For the most part, traders have a tendency to focus on the time frame that they personally are attempting to exploit. As an example, a day-trader intends to be flat at the end of every trading day. He might be watching a 5 minute or 15 minute time fame and using his system to find buy/sell points with the goal of making a smaller profit daily. However, the market he is trading might have stronger potential in one direction over time and that potential needs to be seen in context to better exploit intraday price action.

I like to compare the issue of multiple time frames to listening to a piece of music. Your ear hears EVERYTHING written by the musician as one unfolding event; you hear the rhythm, harmony and melody together and that is the music. They contribute to the overall theme separately but your ear hears the finished product as a complete event. In the markets, each individual time frame represents a certain group of traders who will eventually put price pressure into the overall market. Those traders have different goals and see the market differently over time but their force on the market needs to be understood in order to exploit the time frame with the system you choose to use. Watching only one time frame when trading is similar to listening to a piece of music but only hearing every other note and trying to make sense of what you hear. To best understand the markets potential (no matter what time frame you personally use) you need to listen to what everyone is playing.

Larger timeframes work against the smaller time frames for the most part. For example, look at the first chart where a solid downtrend is in play on the five minute timeframe in the EUROFX futures. An intraday trader might be looking to sell the market on a slight retracement somewhere around the 1.2760/80 level as the market finds overhead trend resistance. Note that the oscillator is showing overbought.

Now compare  chart1 to chart2 on the 60 minute timeframe:

Note that the 60 minute chart shows the current price level as being a possible support zone and the oscillator has potential to become divergent should the market stabilize and rise slightly. At the moment when the smaller timeframe is retreating to a possible sell area; the larger timeframe may be on a support zone. Given the conflict between the two time frames,  an intraday 5-minute time frame trader would be well advised to be cautious about a short position because the larger time frame will likely have traders looking to buy the market and possibly hold for a longer amount of time than an intraday trader will. Additionally, the intraday short-seller will likely cover before the end of the day adding to the pool of buy orders that the market must process regardless of whether or not he has a profit—because an intraday trader will always cover at the end of day (that’s what his trade plan requires).

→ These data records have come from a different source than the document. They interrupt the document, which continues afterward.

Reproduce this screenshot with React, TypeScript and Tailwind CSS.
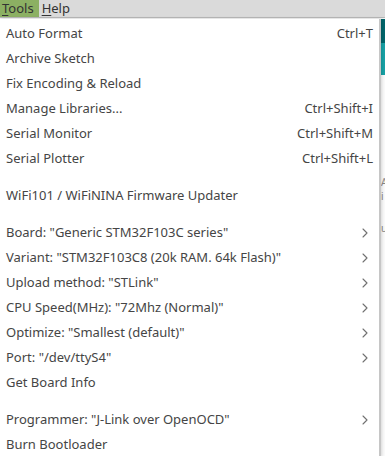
import { ChevronRight } from "lucide-react";

type Item =
  | { kind: "item"; label: string; shortcut?: string; sub?: boolean }
  | { kind: "sep" };

const items: Item[] = [
  { kind: "item", label: "Auto Format", shortcut: "Ctrl+T" },
  { kind: "item", label: "Archive Sketch" },
  { kind: "item", label: "Fix Encoding & Reload" },
  { kind: "item", label: "Manage Libraries...", shortcut: "Ctrl+Shift+I" },
  { kind: "item", label: "Serial Monitor", shortcut: "Ctrl+Shift+M" },
  { kind: "item", label: "Serial Plotter", shortcut: "Ctrl+Shift+L" },
  { kind: "sep" },
  { kind: "item", label: "WiFi101 / WiFiNINA Firmware Updater" },
  { kind: "sep" },
  { kind: "item", label: 'Board: "Generic STM32F103C series"', sub: true },
  { kind: "item", label: 'Variant: "STM32F103C8 (20k RAM. 64k Flash)"', sub: true },
  { kind: "item", label: 'Upload method: "STLink"', sub: true },
  { kind: "item", label: 'CPU Speed(MHz): "72Mhz (Normal)"', sub: true },
  { kind: "item", label: 'Optimize: "Smallest (default)"', sub: true },
  { kind: "item", label: 'Port: "/dev/ttyS4"', sub: true },
  { kind: "item", label: "Get Board Info" },
  { kind: "sep" },
  { kind: "item", label: 'Programmer: "J-Link over OpenOCD"', sub: true },
  { kind: "item", label: "Burn Bootloader" },
];

export default function App() {
  return (
    <div
      className="relative h-[456px] w-[385px] overflow-hidden bg-[#f4f4f4] text-[13px] text-[#454545]"
      style={{ fontFamily: '"Noto Sans", "DejaVu Sans", sans-serif' }}
    >
      {/* menubar */}
      <div className="flex h-[18px] items-stretch border-b border-[#b8b8b8] bg-[#dadada] leading-[17px] text-[#333]">
        <div className="bg-[#8cb063] pl-[2px] pr-[5px]">
          <span className="underline underline-offset-2">T</span>ools
        </div>
        <div className="pl-[3px]">
          <span className="underline underline-offset-2">H</span>elp
        </div>
      </div>

      {/* editor behind the menu */}
      <div className="absolute right-0 top-[19px] flex w-[6px] flex-col">
        <div className="h-[24px] bg-[#00656a]" />
        <div className="h-[32px] bg-[#17a1a5]" />
        <div className="h-[400px] bg-[#fbfbfb] pl-[2px] text-[10px] leading-[14px] text-[#888]">
          <div className="h-[100px]" />
          <div>A</div>
          <div>i</div>
          <div className="mt-[18px]">u</div>
        </div>
      </div>

      {/* dropdown */}
      <div className="absolute left-0 top-[19px] w-[381px] border-r-2 border-[#c6c6c6] bg-white pt-[2px] shadow-[1px_0_3px_rgba(0,0,0,0.15)]">
        {items.map((it, i) =>
          it.kind === "sep" ? (
            <div key={i} className="h-[12px]" />
          ) : (
            <div key={i} className="flex h-[25px] items-center justify-between pl-[6px] pr-[6px]">
              <span>{it.label}</span>
              {it.shortcut && <span>{it.shortcut}</span>}
              {it.sub && (
                <ChevronRight className="h-[16px] w-[16px] text-[#707070]" strokeWidth={1.6} />
              )}
            </div>
          )
        )}
      </div>
    </div>
  );
}
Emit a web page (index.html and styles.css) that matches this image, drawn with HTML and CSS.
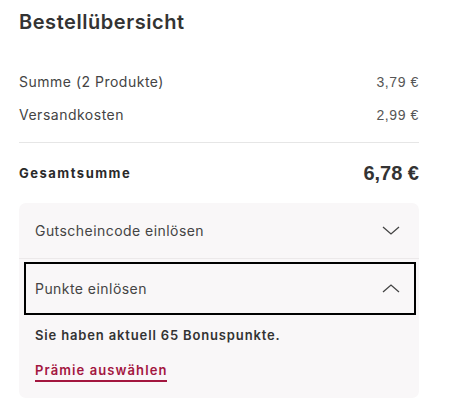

The four-hour chart shows additional potential for a near-term bottom increasing the possibility that the short would be at a greater risk:

Bear in mind, this discussion is not an exhaustive study on the potential the EUROFX has to rally from this point forward, it is intended to help the trader understand that no matter how he analyzes the market or what how sophisticated his study/approach is there is more to be learned about the entire market structure by looking at multiple time frames than by using only the time frame you intend to trade on. For the most part, my personal study has shown me that knowing what long time frame traders might be thinking can be a tremendous help to trading on a short time frame. Many low-probability trades can be avoided or liquidated faster and high probability trades can be held longer when you see the market in a larger context.

It is important to remember a few things about trading in any market. For the most part, the market is subject to the “80/20” rule common in most activities. Simply put, 20% of the participants are producing 80% of the desired results. 80% of participants are producing 20% of the results. As an example, any professional salesperson can tell you that if there are 10 salespeople working in the office, 2 of them create 80% of the sales volume. The rest take up space.

In the markets, roughly 80% of traders are experiencing a loss at any time; regardless of what their trade plan is or what time frame they operate under. Most clearing firms will tell you that roughly 80% of traders close their accounts at a loss no matter who they are or what they use to try and exploit market price action. If you were to look directly at the trading plans or results of these losing traders you will see quite clearly that losing traders tend to operate on a time frame of one hour or less. Larger traders and professional traders tend to operate on a time frame of more than one hour and in most cases a time frame of days. That means the winners (professionals and large traders) are thinking about what the market might do over days or weeks and use the hourly time frame to find their entry point. The losers tend to be day-traders attempting to make a small gain more often and attempt to analyze random noise in the market which the professional ignores.

This doesn’t mean day-trading is “wrong” or using a small time frame is “bad”. The point is that larger time frames control the market and if you intend to trade on a short time frame you need to know what the larger time frames are thinking. Otherwise, as we have seen above, your position might be in direct conflict with the actual force in the market increasing your risk of loss.